In rural areas and places with low housing density or long distances between homes, wirelines for last-mile connections—the segment of the network that connects an ISP to a customer—are cost prohibitive. However, ISPs are deliver to businesses using fixed wireless or satellite service internet access to homes in these more remote communities.
Fixed wireless connections are transmitted through towers, similar to cell phone towers, to an antenna mounted on a customer’s premise. Like DSL, fixed wireless connections get slower as distance from the transmitting tower increases, so the service is fast and reliable for consumers close to a tower but slower and less reliable for those farther away, particularly if the line of sight between the tower and the antenna is disrupted. Although fixed wireless covers less than half of US households to date, it does provide a reliable last-mile option for rural areas, especially when the towers are connected to fiber cables.
Similarly, internet provided via satellites may present another alternative for consumers in rural or remote areas. Traditional geostationary satellite technologies use individual satellites orbiting at over 22,000 miles above the Earth to deliver service at speeds of up to 40 Mbps. However, geostationary satellite service is marked by high latencies, up to 900 milliseconds, which create challenges for customers seeking to use real-time applications, such as online gaming and video streaming. A new technology, low-earth-orbit satellite broadband, uses constellations of satellites in orbit 200-800 miles above the Earth to offer greater reliability, faster speeds, and lower latencies compared with geostationary service, but it does not yet have the capacity to support the large subscriber bases reached by the dominant wireline providers.
More than 83% of people in the US access the internet on their smartphones, tablets, or other mobile devices. And these devices are the only means of internet connection for 15% of Americans. In general, because mobile access and wireline connections offer different speeds and functionality, consumers tend to view the two types of service as complementary and subscribe to both if they have the means.
ISPs deliver mobile connections via three technologies:
- 3G: Third generation, usually with network speeds of less than 1 Mbps.

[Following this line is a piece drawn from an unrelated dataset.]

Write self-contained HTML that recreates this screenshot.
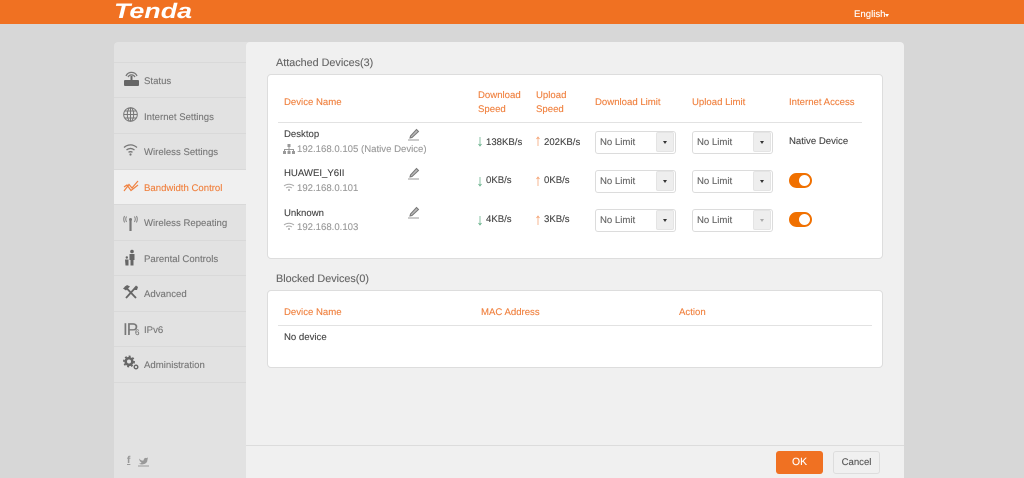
<!DOCTYPE html>
<html><head><meta charset="utf-8"><style>
html,body{margin:0;padding:0;width:1024px;height:478px;overflow:hidden;background:#d7d7d7;font-family:"Liberation Sans",sans-serif;font-size:9.6px;color:#444;text-rendering:geometricPrecision}
#w{position:absolute;left:0;top:0;width:1024px;height:478px;filter:blur(.3px);background:#d7d7d7}
div,span,svg{position:absolute}
.t{white-space:nowrap;line-height:12px;margin-top:1px;-webkit-text-stroke:.12px currentColor}
.o{color:#f0813f}
.g{color:#999}
.n{left:144px;color:#777;white-space:nowrap;line-height:12px;margin-top:1px;-webkit-text-stroke:.12px currentColor}
.h{margin-top:0}
.d{left:114px;width:132px;height:1px;background:#d9d9d9}
.sel{width:79px;height:21px;border:1px solid #dcdcdc;border-radius:3px;background:#fff;box-sizing:content-box}
.sel b{position:absolute;left:4px;top:5px;font-weight:normal;color:#666;line-height:12px;-webkit-text-stroke:.12px currentColor}
.sel i{position:absolute;right:1px;top:0;width:18px;height:20px;background:#eee;border:1px solid #e4e4e4;box-sizing:border-box;border-radius:2px}
.sel i:after{content:"";position:absolute;left:6px;top:8px;border:2.500px solid transparent;border-top:3px solid #333;border-bottom:0}
.sel.dis i:after{border-top-color:#aaa}
.tog{left:789px;width:23px;height:15px;border-radius:8px;background:#f07000}
.tog:after{content:"";position:absolute;left:10px;top:2px;width:11px;height:11px;border-radius:50%;background:#fff}
.panel{left:267px;width:614px;background:#fff;border:1px solid #ddd;border-radius:4px}
.ic{stroke:#777;fill:none}
</style></head><body><div id="w">
<div style="left:0;top:0;width:1024px;height:24px;background:#f07122"></div>
<svg style="left:110px;top:0" width="90" height="24"><text x="4" y="18" font-family="Liberation Sans" font-weight="bold" font-style="italic" font-size="21" fill="#fff" textLength="78" lengthAdjust="spacingAndGlyphs">Tenda</text></svg>
<div class="t" style="left:854px;top:8px;color:#fff">English</div>
<div style="left:885px;top:14px;border:2.500px solid transparent;border-top:3px solid #fff;border-bottom:0"></div>

<div style="left:114px;top:42px;width:140px;height:436px;background:#e2e2e2;border-radius:4px 4px 0 0"></div>
<div style="left:246px;top:42px;width:658px;height:436px;background:#f0f0f0;border-radius:4px 4px 0 0"></div>
<div style="left:114px;top:170px;width:132px;height:34px;background:#f0f0f0"></div>
<div style="left:246px;top:445px;width:658px;height:1px;background:#dcdcdc"></div>

<div class="d" style="top:62px"></div><div class="d" style="top:97px"></div><div class="d" style="top:133px"></div><div class="d" style="top:169px"></div><div class="d" style="top:204px"></div><div class="d" style="top:240px"></div><div class="d" style="top:275px"></div><div class="d" style="top:311px"></div><div class="d" style="top:346px"></div><div class="d" style="top:382px"></div>

<div class="n" style="top:75px">Status</div>
<div class="n" style="top:111px">Internet Settings</div>
<div class="n" style="top:146px">Wireless Settings</div>
<div class="n" style="top:182px;color:#f0813f">Bandwidth Control</div>
<div class="n" style="top:217px">Wireless Repeating</div>
<div class="n" style="top:253px">Parental Controls</div>
<div class="n" style="top:288px">Advanced</div>
<div class="n" style="top:324px">IPv6</div>
<div class="n" style="top:359px">Administration</div>

<svg style="left:122px;top:70px" width="18" height="18"><rect x="2" y="10" width="15" height="6" rx="1" fill="#666"/><path d="M9.500 10V6" stroke="#666" stroke-width="2"/><path class="ic" d="M4 6A6 6 0 0 1 15 6M6 7A4 4 0 0 1 13 7" stroke-width="1.300"/></svg>
<svg style="left:122px;top:106px" width="18" height="18"><g class="ic" stroke-width="1"><circle cx="8.500" cy="8.500" r="6.800"/><ellipse cx="8.500" cy="8.500" rx="3.200" ry="6.800"/><path d="M8.500 1.700V15.300M1.700 8.500H15.300M2.700 5H14.300M2.700 12H14.300"/></g></svg>
<svg style="left:122px;top:143px" width="18" height="14"><g class="ic" stroke-width="1.300"><path d="M2 4.500C6 1 11 1 15 4.500M4.500 7C7 5 10 5 12.500 7M6.500 9.300C8 8.400 9 8.400 10.500 9.300"/></g><circle cx="8.500" cy="11.500" r="1.100" fill="#777"/></svg>
<svg style="left:122px;top:178px" width="18" height="16"><path d="M2 13L7 6.500L10 10L16 3M2 9L5 7L9 12.500L16 7" fill="none" stroke="#f0813f" stroke-width="1.200"/></svg>
<svg style="left:122px;top:214px" width="18" height="18"><path d="M8.500 6V17" stroke="#777" stroke-width="2.200"/><circle cx="8.500" cy="5.500" r="1.500" fill="#777"/><path class="ic" d="M4.500 2.500Q3 5 4.500 8M2.500 2Q1 5 2.500 8.500M12.500 2.500Q14 5 12.500 8M14.500 2Q16 5 14.500 8.500" stroke-width=".9"/></svg>
<svg style="left:122px;top:249px" width="18" height="18"><circle cx="10" cy="2.500" r="1.800" fill="#666"/><path d="M7.500 5H12.500V11H11.500V16.500H8.500V11H7.500Z" fill="#666"/><circle cx="4.800" cy="8.500" r="1.200" fill="#666"/><path d="M3 10.500H6.500V16.500H3.500Z" fill="#666"/></svg>
<svg style="left:122px;top:284px" width="18" height="16"><path d="M3 2.500L14 14M14 3L4 14" stroke="#666" stroke-width="1.800" fill="none"/><path d="M1 4.500L5 1L8 2.500L4 6.500Z" fill="#666"/><path d="M11.500 4.500L14 1.500L16 3L15 6L12.500 6Z" fill="#666"/></svg>
<div class="t h" style="left:123px;top:321px;color:#777;font-size:17px;line-height:18px;letter-spacing:-1px">IP</div>
<div class="t h" style="left:135px;top:328px;color:#777;font-size:8px;line-height:9px">6</div>
<svg style="left:122px;top:355px" width="18" height="16"><circle cx="7" cy="6.500" r="3.300" fill="none" stroke="#666" stroke-width="2.600"/><circle cx="7" cy="6.500" r="5.200" fill="none" stroke="#666" stroke-width="1.500" stroke-dasharray="2 2"/><circle cx="14" cy="12" r="1.800" fill="none" stroke="#666" stroke-width="1.400"/></svg>
<div class="t h" style="left:127px;top:455px;color:#999;font-weight:bold;font-size:10px;text-decoration:underline">f</div>
<svg style="left:138px;top:456px" width="11" height="11"><path d="M1 2.500Q3 5 5.500 4.500Q6 1.500 8.500 2L10 1.500L9.500 3.500Q9.500 8 4 8.500Q2 8.500 1 7.500Q3 7.500 3.500 6.500Q1.500 5.500 1 2.500Z" fill="#999"/><path d="M0 10H11" stroke="#999"/></svg>

<div class="t h" style="left:276px;top:57px;color:#666;font-size:10.800px">Attached Devices(3)</div>
<div class="panel" style="top:74px;height:183px"></div>
<div class="t o" style="left:284px;top:96px">Device Name</div>
<div class="t o h" style="left:478px;top:89px;line-height:14px">Download<br>Speed</div>
<div class="t o h" style="left:536px;top:89px;line-height:14px">Upload<br>Speed</div>
<div class="t o" style="left:595px;top:96px">Download Limit</div>
<div class="t o" style="left:692px;top:96px">Upload Limit</div>
<div class="t o" style="left:789px;top:96px">Internet Access</div>
<div style="left:278px;top:122px;width:584px;height:1px;background:#e2e2e2"></div>

<div class="t" style="left:284px;top:128px">Desktop</div>
<div class="t g" style="left:297px;top:143px">192.168.0.105 (Native Device)</div>
<div class="t" style="left:284px;top:167px">HUAWEI_Y6II</div>
<div class="t g" style="left:297px;top:182px">192.168.0.101</div>
<div class="t" style="left:284px;top:207px">Unknown</div>
<div class="t g" style="left:297px;top:221px">192.168.0.103</div>

<svg style="left:283px;top:143px" width="12" height="12"><path d="M6 1.500V5M1.500 10V6.500H10.500V10M6 5V10" fill="none" stroke="#999"/><rect x="4.500" y="1" width="3" height="3" fill="#999"/><rect x="0" y="8" width="3" height="3" fill="#999"/><rect x="4.500" y="8" width="3" height="3" fill="#999"/><rect x="9" y="8" width="3" height="3" fill="#999"/></svg>
<svg style="left:283px;top:183px" width="12" height="10"><path d="M1 3C4 .7 8 .7 11 3M3 5C5 3.700 7 3.700 9 5" fill="none" stroke="#aaa"/><circle cx="6" cy="7" r="1" fill="#aaa"/></svg>
<svg style="left:283px;top:222px" width="12" height="10"><path d="M1 3C4 .7 8 .7 11 3M3 5C5 3.700 7 3.700 9 5" fill="none" stroke="#aaa"/><circle cx="6" cy="7" r="1" fill="#aaa"/></svg>

<svg style="left:407px;top:128px" width="14" height="13"><path d="M3.500 8L9.500 1.500L11.500 3.500L5 9.500L3 10Z" fill="#bbb" stroke="#777" stroke-width="1"/><path d="M1 12H12" stroke="#999"/></svg>
<svg style="left:407px;top:167px" width="14" height="13"><path d="M3.500 8L9.500 1.500L11.500 3.500L5 9.500L3 10Z" fill="#bbb" stroke="#777" stroke-width="1"/><path d="M1 12H12" stroke="#999"/></svg>
<svg style="left:407px;top:206px" width="14" height="13"><path d="M3.500 8L9.500 1.500L11.500 3.500L5 9.500L3 10Z" fill="#bbb" stroke="#777" stroke-width="1"/><path d="M1 12H12" stroke="#999"/></svg>

<svg style="left:477px;top:136px" width="6" height="11"><path d="M3 1V9M1.500 8L3 10L4.500 8" fill="none" stroke="#5aaa80" stroke-width=".7"/></svg>
<svg style="left:477px;top:176px" width="6" height="11"><path d="M3 1V9M1.500 8L3 10L4.500 8" fill="none" stroke="#5aaa80" stroke-width=".7"/></svg>
<svg style="left:477px;top:215px" width="6" height="11"><path d="M3 1V9M1.500 8L3 10L4.500 8" fill="none" stroke="#5aaa80" stroke-width=".7"/></svg>
<svg style="left:535px;top:136px" width="6" height="11"><path d="M3 10V2M1.500 3L3 1L4.500 3" fill="none" stroke="#f49a66" stroke-width=".7"/></svg>
<svg style="left:535px;top:176px" width="6" height="11"><path d="M3 10V2M1.500 3L3 1L4.500 3" fill="none" stroke="#f49a66" stroke-width=".7"/></svg>
<svg style="left:535px;top:215px" width="6" height="11"><path d="M3 10V2M1.500 3L3 1L4.500 3" fill="none" stroke="#f49a66" stroke-width=".7"/></svg>

<div class="t" style="left:486px;top:136px">138KB/s</div>
<div class="t" style="left:544px;top:136px">202KB/s</div>
<div class="t" style="left:486px;top:174px">0KB/s</div>
<div class="t" style="left:544px;top:174px">0KB/s</div>
<div class="t" style="left:486px;top:213px">4KB/s</div>
<div class="t" style="left:544px;top:213px">3KB/s</div>

<div class="sel" style="left:595px;top:131px"><b>No Limit</b><i></i></div>
<div class="sel" style="left:692px;top:131px"><b>No Limit</b><i></i></div>
<div class="sel" style="left:595px;top:170px"><b>No Limit</b><i></i></div>
<div class="sel" style="left:692px;top:170px"><b>No Limit</b><i></i></div>
<div class="sel" style="left:595px;top:209px"><b>No Limit</b><i></i></div>
<div class="sel dis" style="left:692px;top:209px"><b>No Limit</b><i></i></div>

<div class="t" style="left:789px;top:135px">Native Device</div>
<div class="tog" style="top:173px"></div>
<div class="tog" style="top:212px"></div>

<div class="t h" style="left:276px;top:273px;color:#666;font-size:10.800px">Blocked Devices(0)</div>
<div class="panel" style="top:290px;height:76px"></div>
<div class="t o" style="left:284px;top:306px">Device Name</div>
<div class="t o" style="left:481px;top:306px">MAC Address</div>
<div class="t o" style="left:679px;top:306px">Action</div>
<div style="left:278px;top:325px;width:594px;height:1px;background:#e2e2e2"></div>
<div class="t" style="left:284px;top:331px">No device</div>

<div class="t h" style="left:776px;top:451px;width:47px;height:23px;background:#f07122;border-radius:3px;color:#fff;text-align:center;line-height:23px;font-size:10.400px">OK</div>
<div class="t h" style="left:833px;top:451px;width:45px;height:21px;background:#f0f0f0;border:1px solid #ddd;border-radius:3px;color:#555;text-align:center;line-height:21px">Cancel</div>
</div></body></html>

Although some rural cellular towers still use 3G, this technology has been phased out in most parts of the country, which has cut off internet access for older cellphones, as well as some medical, security, and personal devices.
- 4G: Fourth generation, usually with network speeds greater than 1 Mbps. Most 4G networks in the US use LTE (Long Term Evolution) standard, which provides speeds up to 100 Mbps. Most contemporary mobile devices are connected to the internet through a 4G connection.
- 5G: Fifth generation, usually with network speeds of 1 Gbps or more. All four of these connections are currently in use, but the country is in a moment of transition. Although 3G is still used in some rural areas, most people are connected to 4G, and service providers are actively deploying 5G.
Wireless infrastructure depends on spectrum—electromagnetic radio frequencies—to transmit data to end users’ devices. Spectrum may be “licensed,” specific frequencies granted by the FCC to individual ISPs for their exclusive use, or “unlicensed,” that is, available for use by anyone. Different technologies require different spectrum. For instance, 5G uses high frequencies that enable data to travel faster but not as far as lower frequencies, and so it requires a greater density of receivers and transmitters to move data across long distances than do 4G and earlier generations of wireless service.